Şu ana kadar Thorchain üzerinden 742 milyon dolar değerinde çalıntı kripto para aklandığı tespit edilmiştir. MetaMask’in baş güvenlik araştırmacısı Taylor Monahan, bu işlemlerin doğrudan Lazarus Grubu’na ait cüzdanlar tarafından yapıldığını belirlemiştir.
Kuzey Kore ve Kripto Kara Para Aklama Stratejisi
Lazarus Grubu, son yıllarda büyük ölçekli kripto hırsızlıklarına imza atmıştır. Bu saldırılardan elde edilen fonlar genellikle Bitcoin’e çevrilerek aklanmaktadır.
Chainflip ve Thorchain gibi yüksek likiditeye sahip merkeziyetsiz borsalar, Kuzey Koreli hackerlar için ideal araçlar haline gelmiştir.
Bu platformlar genellikle bir blokzincir protokolü ve kullanıcıların işlem yapmasına olanak tanıyan bir web arayüzünden oluşmaktadır.
- Chainflip, Elliptic gibi kripto güvenlik firmalarıyla işbirliği yaparak, Kuzey Kore bağlantılı cüzdanları platformdan dışlamaya çalışmaktadır.
- Thorchain’in resmi bir arayüzü olmadığından, Lazarus’un işlemlerini durdurmak çok daha zor. Ancak bazı bağımsız arayüz sağlayıcıları, Kuzey Kore ile bağlantılı cüzdanları engellemeye başlamıştır.
Kuzey Kore’nin 1,4 milyar dolarlık Bybit hack saldırısını DeFi platformları aracılığıyla aklaması, merkeziyetsiz finansın karşı karşıya olduğu düzenleyici sorunları bir kez daha gözler önüne serdi.

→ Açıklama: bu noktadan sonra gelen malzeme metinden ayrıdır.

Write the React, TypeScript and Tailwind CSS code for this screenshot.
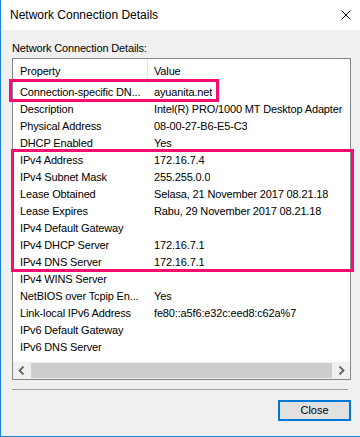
import React from "react";

const rows: [string, string][] = [
  ["Connection-specific DN...", "ayuanita.net"],
  ["Description", "Intel(R) PRO/1000 MT Desktop Adapter"],
  ["Physical Address", "08-00-27-B6-E5-C3"],
  ["DHCP Enabled", "Yes"],
  ["IPv4 Address", "172.16.7.4"],
  ["IPv4 Subnet Mask", "255.255.0.0"],
  ["Lease Obtained", "Selasa, 21 November 2017 08.21.18"],
  ["Lease Expires", "Rabu, 29 November 2017 08.21.18"],
  ["IPv4 Default Gateway", ""],
  ["IPv4 DHCP Server", "172.16.7.1"],
  ["IPv4 DNS Server", "172.16.7.1"],
  ["IPv4 WINS Server", ""],
  ["NetBIOS over Tcpip En...", "Yes"],
  ["Link-local IPv6 Address", "fe80::a5f6:e32c:eed8:c62a%7"],
  ["IPv6 Default Gateway", ""],
  ["IPv6 DNS Server", ""],
];

export default function App() {
  return (
    <div className="relative w-[360px] h-[437px] flex flex-col border-l border-b border-[#1883d7] bg-[#f0f0f0] text-black font-['Liberation_Sans',Arial,sans-serif] overflow-hidden">
      {/* Title bar */}
      <div className="h-[30px] bg-white flex items-center justify-between pl-[9px] pr-[9px] shrink-0">
        <span className="text-[12px] leading-[14px]">Network Connection Details</span>
        <svg width="10" height="10" viewBox="0 0 10 10" className="block">
          <path d="M0.5 0.5 L9.5 9.5 M9.5 0.5 L0.5 9.5" stroke="#111" strokeWidth="1" fill="none" />
        </svg>
      </div>

      {/* Body */}
      <div className="flex-1 flex flex-col">
        <div className="pt-[11px] pl-[11px] h-[25px] text-[11px] leading-[14px] tracking-[-0.15px]">Network Connection Details:</div>
        <div className="mt-[3px] ml-[11px] w-[339px] h-[322px] border border-[#828790] bg-white flex flex-col text-[11px] tracking-[-0.15px]">
          <div className="h-[25px] flex shrink-0">
            <div className="w-[135px] border-r border-[#e5e5e5] pl-[7px] flex items-center">Property</div>
            <div className="pl-[6px] flex items-center">Value</div>
          </div>
          {rows.map(([k, v]) => (
            <div key={k} className="h-[17px] leading-[17px] flex shrink-0">
              <div className="w-[135px] pl-[7px] whitespace-nowrap overflow-hidden">{k}</div>
              <div className="pl-[6px] whitespace-nowrap overflow-hidden">{v}</div>
            </div>
          ))}
          <div className="flex-1" />
          <div className="h-[17px] bg-[#f0f0f0] flex shrink-0">
            <div className="w-[17px] flex items-center justify-center">
              <svg width="7" height="9" viewBox="0 0 7 9">
                <path d="M5.5 0.5 L1.5 4.5 L5.5 8.5" stroke="#606060" strokeWidth="1.8" fill="none" />
              </svg>
            </div>
            <div className="flex-1 my-[1px] mx-[1px] bg-[#cdcdcd]" />
            <div className="w-[17px] flex items-center justify-center">
              <svg width="7" height="9" viewBox="0 0 7 9">
                <path d="M1.5 0.5 L5.5 4.5 L1.5 8.5" stroke="#606060" strokeWidth="1.8" fill="none" />
              </svg>
            </div>
          </div>
        </div>
        <div className="mt-[9px] ml-[11px] w-[336px] h-px bg-[#a0a0a0]" />
        <div className="mt-[10px] self-end mr-[9px] w-[73px] h-[21px] border-2 border-[#0078d7] bg-[#e1e1e1] flex items-center justify-center text-[11px]">
          Close
        </div>
      </div>

      {/* Annotation highlights */}
      <div className="absolute left-[8px] top-[79px] w-[210px] h-[23px] border-[3px] border-[#fe0b6f]" />
      <div className="absolute left-[10px] top-[149px] w-[343px] h-[123px] border-[3px] border-[#fe0b6f]" />
    </div>
  );
}
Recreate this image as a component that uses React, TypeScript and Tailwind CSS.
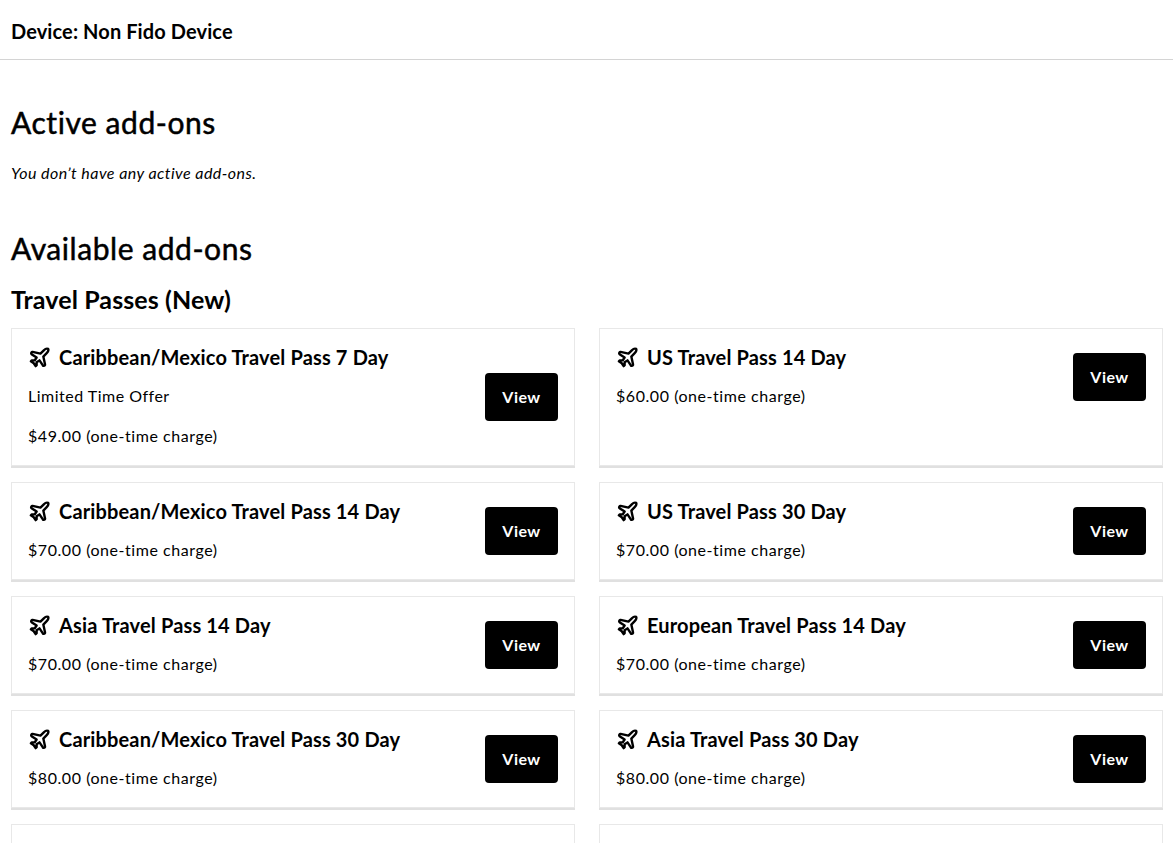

Chainflip gibi platformlar, kötü niyetli işlemleri engellemek için merkeziyetsiz yapıdan ödün vermek durumunda kalırken, Thorchain gibi tamamen merkeziyetsiz sistemler bu tür saldırılara karşı çaresiz durumda kalabiliyor.
DeFi ekosisteminde bu tür olayların nasıl ele alınacağı, sektörün özgürlüğü ile düzenleyici gereklilikler arasındaki dengeyi belirleyecek kritik bir mesele olarak ön plana çıkıyor.